Vampires hiding in mobile homes. Sentient vehicles with attitude. Characters haunted by ghosts, real or imagined. People tormented by addictions, supernatural powers, even their own sense of right and wrong. Folks fighting inner and outer demons alike, facing corruption by greed or some other deadly sin. Even alien shit-weasels burrowing into the darkest recesses of the human, er … condition.
But always, characters shining through as they fight the odds to overcome adversity. These are the inhabitants of Stephen King’s landscape.
He shows us the very best and the very worst of human nature, and everything in between. He’s the master of character. This is because, first and foremost, King understands human nature. We’re compelled by his powerful characterizations; even in the smallest role, a King character shines with personality. We know who he or she is and will remember them a hundred pages later when they make another brief appearance. With a few deft words, King imprints his vision in our brains, and for that, we’re forever grateful. We’ve learned – and continue to learn – from him. King writes long and that’s because his characters come to life and take over. We relish each extra detail, each side story, because they’re all about people, about human nature. Whether we identify with a character or revile one, we know them and, in King’s capable hands, we understand even those most foreign to us.
When my collaborator, Tamara Thorne, was writing her novel, THE SORORITY, she found herself in the mind of a cheerleader – a good girl full of school spirit. Understanding the motivations of a serial killer was simple in comparison. She turned to King and reread THE STAND thinking his character, Frannie Goldsmith, might teach her something about the kind of female she never understood or cared for. Somehow, King eventually did make Frannie understandable – and even likable. It was a lesson well learned and did much to get Tamara into the mind of that most alien of creatures – the cheerleader.
I also frequently turn to King when I’m writing. When penning THE CRIMSON CORSET, I needed to put a new twist on the undead – not all of them, I was certain, live in castles or Gothic mansions in Transylvania.
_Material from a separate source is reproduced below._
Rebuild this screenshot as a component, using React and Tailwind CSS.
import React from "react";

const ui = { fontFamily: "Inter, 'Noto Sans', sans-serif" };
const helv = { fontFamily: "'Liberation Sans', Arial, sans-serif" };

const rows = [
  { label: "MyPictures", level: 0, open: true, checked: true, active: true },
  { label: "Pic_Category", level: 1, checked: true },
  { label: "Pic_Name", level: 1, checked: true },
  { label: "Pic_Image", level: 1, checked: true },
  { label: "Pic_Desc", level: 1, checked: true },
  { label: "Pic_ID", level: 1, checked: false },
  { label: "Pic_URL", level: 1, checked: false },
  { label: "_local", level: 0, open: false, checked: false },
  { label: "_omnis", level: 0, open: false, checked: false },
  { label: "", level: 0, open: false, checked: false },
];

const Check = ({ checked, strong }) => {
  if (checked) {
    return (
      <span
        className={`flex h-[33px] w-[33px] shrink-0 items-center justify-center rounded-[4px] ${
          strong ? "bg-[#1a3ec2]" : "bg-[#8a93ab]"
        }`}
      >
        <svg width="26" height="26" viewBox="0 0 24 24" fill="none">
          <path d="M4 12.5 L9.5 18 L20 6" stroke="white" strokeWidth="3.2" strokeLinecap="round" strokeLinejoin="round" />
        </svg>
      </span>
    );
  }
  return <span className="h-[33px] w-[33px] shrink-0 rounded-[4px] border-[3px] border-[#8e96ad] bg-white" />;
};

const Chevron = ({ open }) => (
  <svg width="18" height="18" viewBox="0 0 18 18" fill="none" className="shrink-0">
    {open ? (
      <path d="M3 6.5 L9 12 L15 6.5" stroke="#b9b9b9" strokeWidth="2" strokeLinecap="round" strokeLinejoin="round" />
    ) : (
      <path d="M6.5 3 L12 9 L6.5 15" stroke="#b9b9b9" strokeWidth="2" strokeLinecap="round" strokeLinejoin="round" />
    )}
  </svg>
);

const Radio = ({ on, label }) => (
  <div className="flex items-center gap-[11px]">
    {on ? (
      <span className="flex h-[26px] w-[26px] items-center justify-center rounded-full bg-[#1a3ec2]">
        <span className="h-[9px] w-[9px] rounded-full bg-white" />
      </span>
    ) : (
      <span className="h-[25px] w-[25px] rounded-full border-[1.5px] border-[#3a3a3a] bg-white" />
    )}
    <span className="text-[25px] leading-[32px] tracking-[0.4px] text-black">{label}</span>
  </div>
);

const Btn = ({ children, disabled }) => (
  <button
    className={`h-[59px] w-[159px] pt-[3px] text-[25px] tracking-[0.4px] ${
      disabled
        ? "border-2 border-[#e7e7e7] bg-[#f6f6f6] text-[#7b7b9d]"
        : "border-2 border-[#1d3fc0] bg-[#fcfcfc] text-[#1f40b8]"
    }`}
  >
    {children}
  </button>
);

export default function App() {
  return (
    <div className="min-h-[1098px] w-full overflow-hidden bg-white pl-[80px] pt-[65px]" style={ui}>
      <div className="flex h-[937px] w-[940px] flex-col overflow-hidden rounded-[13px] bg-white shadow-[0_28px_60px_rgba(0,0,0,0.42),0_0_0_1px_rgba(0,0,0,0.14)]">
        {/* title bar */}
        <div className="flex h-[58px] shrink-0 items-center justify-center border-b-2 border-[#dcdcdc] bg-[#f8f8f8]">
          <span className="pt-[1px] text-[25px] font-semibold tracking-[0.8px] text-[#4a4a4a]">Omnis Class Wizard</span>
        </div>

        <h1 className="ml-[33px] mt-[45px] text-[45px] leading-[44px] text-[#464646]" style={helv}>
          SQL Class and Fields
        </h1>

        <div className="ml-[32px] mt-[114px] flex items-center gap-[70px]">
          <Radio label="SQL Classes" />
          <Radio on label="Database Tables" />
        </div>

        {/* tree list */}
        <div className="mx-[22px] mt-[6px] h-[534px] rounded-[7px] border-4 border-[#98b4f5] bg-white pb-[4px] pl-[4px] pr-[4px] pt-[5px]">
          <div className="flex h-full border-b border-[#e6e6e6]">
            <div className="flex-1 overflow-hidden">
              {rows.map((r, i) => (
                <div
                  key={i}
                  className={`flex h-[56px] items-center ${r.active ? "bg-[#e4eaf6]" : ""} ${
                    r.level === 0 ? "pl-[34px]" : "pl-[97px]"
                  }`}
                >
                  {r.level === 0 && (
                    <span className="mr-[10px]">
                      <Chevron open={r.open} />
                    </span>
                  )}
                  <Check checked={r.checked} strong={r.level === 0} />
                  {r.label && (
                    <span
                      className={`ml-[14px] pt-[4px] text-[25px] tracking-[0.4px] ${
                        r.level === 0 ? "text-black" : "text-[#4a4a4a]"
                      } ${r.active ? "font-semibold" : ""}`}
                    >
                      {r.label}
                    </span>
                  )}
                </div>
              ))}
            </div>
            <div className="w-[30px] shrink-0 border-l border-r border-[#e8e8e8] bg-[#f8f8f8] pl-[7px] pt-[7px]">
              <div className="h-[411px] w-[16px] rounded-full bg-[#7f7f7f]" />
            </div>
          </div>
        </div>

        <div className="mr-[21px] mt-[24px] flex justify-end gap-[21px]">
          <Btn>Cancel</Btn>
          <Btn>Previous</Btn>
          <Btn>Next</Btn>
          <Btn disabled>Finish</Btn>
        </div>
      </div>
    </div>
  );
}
SALEM’S LOT, with its middle-America trailer-park vampires, shed fresh light on the genre and opened up intriguing new possibilities. Rereading that book gave me what I needed to break with tradition whenever and however he chose.
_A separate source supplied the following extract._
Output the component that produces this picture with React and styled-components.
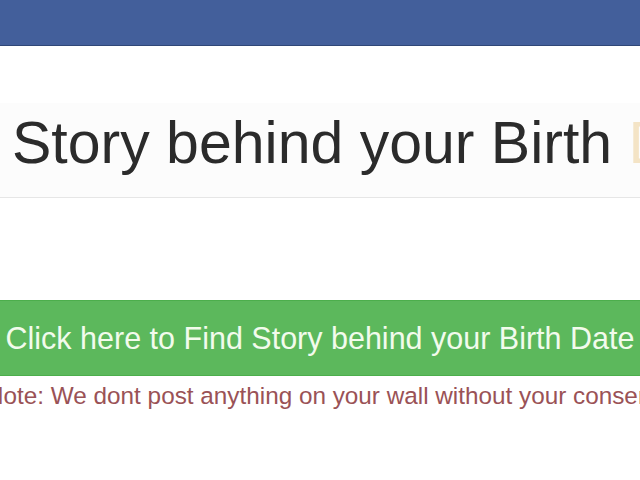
import React from 'react';
import styled, { createGlobalStyle } from 'styled-components';

const GlobalStyle = createGlobalStyle`
    html, body {
        margin: 0;
        padding: 0;
        background: #ffffff;
        overflow: hidden;
    }
    body {
        font-family: "Liberation Sans", Arial, sans-serif;
    }
`;

const Page = styled.div`
    width: 640px;
    height: 480px;
    overflow: hidden;
    background: #ffffff;
`;

const TopBar = styled.div`
    height: 45px;
    background: #435f9b;
    border-bottom: 1px solid #2f4777;
`;

const TitleBox = styled.div`
    margin-top: 57px;
    padding: 7px 0 21px 12px;
    background: #fcfcfc;
    border-bottom: 1px solid #e6e6e6;
    white-space: nowrap;
    overflow: hidden;
    font-size: 59px;
    line-height: 66px;
    color: #2b2b2b;
`;

const Faded = styled.span`
    color: ${props => props.tone};
`;

const FindButton = styled.button`
    display: flex;
    align-items: center;
    justify-content: center;
    width: 100%;
    height: 76px;
    margin-top: 102px;
    padding: 0;
    border: none;
    border-top: 1px solid #4cae4c;
    border-bottom: 1px solid #4cae4c;
    background: #5cb85c;
    color: #f2fbec;
    font-family: "Liberation Sans", Arial, sans-serif;
    font-size: 30.5px;
    white-space: nowrap;
    cursor: pointer;
`;

const Note = styled.div`
    margin: 5px 0 0 -14px;
    white-space: nowrap;
    font-size: 24.3px;
    line-height: 29px;
    color: #9a5256;
`;

export default function App() {
    return (
        <Page>
            <GlobalStyle />
            <TopBar />
            <TitleBox>
                Story behind your Birth <Faded tone="#f4e4c6">Date</Faded>
            </TitleBox>
            <FindButton>Click here to Find Story behind your Birth Date</FindButton>
            <Note>Note: We dont post anything on your wall without your consent</Note>
        </Page>
    );
}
And, of course, as well as learning from the King, we read him for the fun – and the fear – of it. And oh, boy does King know how to scare. It’s rare that either of us reads anything that sets the gooseflesh racing over our skin, but there’s just something about the villains of Stephen King, about the horrific way he describes them, that gets right into our heads and nests there. King pulls no punches and he’s not afraid to tell it like it is.
For us, and so many other writers, Stephen King is a teacher as well as an entertainer, a … ahem, Shining beacon of inspiration by which all else is measured, a Joyland chock-full of Needful Things to be enjoyed and Carried with us during all Different Seasons. There is no Dark Half of Stephen King, no Dead Zone, and certainly no Misery. We hope you’ll excuse our Desperation to take a Stand about his work and what It means to us. The point is, it’s not a Long Walk to pleasure when it comes to the King.
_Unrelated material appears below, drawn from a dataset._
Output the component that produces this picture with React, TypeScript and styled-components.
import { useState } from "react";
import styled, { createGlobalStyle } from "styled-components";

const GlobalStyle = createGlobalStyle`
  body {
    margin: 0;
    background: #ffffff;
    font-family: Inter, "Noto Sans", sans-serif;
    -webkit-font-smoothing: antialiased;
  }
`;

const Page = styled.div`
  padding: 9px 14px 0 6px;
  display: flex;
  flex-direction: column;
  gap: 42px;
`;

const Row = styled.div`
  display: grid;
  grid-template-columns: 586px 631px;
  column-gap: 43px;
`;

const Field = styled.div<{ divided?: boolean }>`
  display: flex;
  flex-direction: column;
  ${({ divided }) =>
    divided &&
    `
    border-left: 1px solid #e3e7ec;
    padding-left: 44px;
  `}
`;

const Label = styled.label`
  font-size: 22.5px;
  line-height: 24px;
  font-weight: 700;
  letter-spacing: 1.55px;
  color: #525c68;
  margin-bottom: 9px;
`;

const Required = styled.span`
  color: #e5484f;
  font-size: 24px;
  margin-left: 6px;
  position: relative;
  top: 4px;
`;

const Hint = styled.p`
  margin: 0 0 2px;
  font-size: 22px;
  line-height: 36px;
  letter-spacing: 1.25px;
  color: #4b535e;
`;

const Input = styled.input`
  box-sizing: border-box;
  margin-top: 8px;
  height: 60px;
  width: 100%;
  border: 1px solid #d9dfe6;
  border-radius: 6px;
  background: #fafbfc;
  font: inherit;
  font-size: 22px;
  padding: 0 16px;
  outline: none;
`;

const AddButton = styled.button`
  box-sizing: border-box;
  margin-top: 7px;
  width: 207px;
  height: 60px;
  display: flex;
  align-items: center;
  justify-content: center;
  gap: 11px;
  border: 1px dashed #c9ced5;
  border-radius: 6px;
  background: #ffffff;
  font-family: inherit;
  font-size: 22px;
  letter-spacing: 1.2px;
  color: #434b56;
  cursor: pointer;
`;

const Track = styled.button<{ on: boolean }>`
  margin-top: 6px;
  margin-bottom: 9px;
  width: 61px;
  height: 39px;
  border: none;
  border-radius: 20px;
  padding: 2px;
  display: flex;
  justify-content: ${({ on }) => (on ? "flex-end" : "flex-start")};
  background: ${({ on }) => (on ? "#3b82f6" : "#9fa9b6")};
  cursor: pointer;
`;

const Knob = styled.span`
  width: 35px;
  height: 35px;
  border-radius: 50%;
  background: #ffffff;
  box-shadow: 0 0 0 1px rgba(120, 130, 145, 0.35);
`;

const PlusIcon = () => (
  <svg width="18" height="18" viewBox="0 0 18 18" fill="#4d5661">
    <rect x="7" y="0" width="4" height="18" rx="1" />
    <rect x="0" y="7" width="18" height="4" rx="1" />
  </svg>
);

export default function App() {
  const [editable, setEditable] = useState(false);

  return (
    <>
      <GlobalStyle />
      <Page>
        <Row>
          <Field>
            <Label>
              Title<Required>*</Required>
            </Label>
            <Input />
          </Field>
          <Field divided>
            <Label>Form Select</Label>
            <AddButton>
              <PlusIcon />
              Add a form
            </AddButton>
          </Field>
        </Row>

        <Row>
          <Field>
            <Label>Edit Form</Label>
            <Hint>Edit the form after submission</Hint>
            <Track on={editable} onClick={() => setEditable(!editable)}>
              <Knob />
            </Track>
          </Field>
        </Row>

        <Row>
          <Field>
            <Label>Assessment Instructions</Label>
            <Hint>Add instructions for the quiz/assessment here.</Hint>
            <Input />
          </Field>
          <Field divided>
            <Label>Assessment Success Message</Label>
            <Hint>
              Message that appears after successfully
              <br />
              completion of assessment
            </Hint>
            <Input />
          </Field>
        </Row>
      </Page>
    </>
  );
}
He has the courage to experiment, to take risks in his writing. He refuses to be fettered by others’ expectations, but follows his instincts and examines that which fascinates him – and thus draws us into his world where we travel happily.
We love Stephen King unabashedly and without apology. Even his less-than-stellar books make for better reading than most, and we consider him to be one of the all-time greats, no matter the genre. We’ll take him over “literary” authors any old day of the week and twice on Sundays.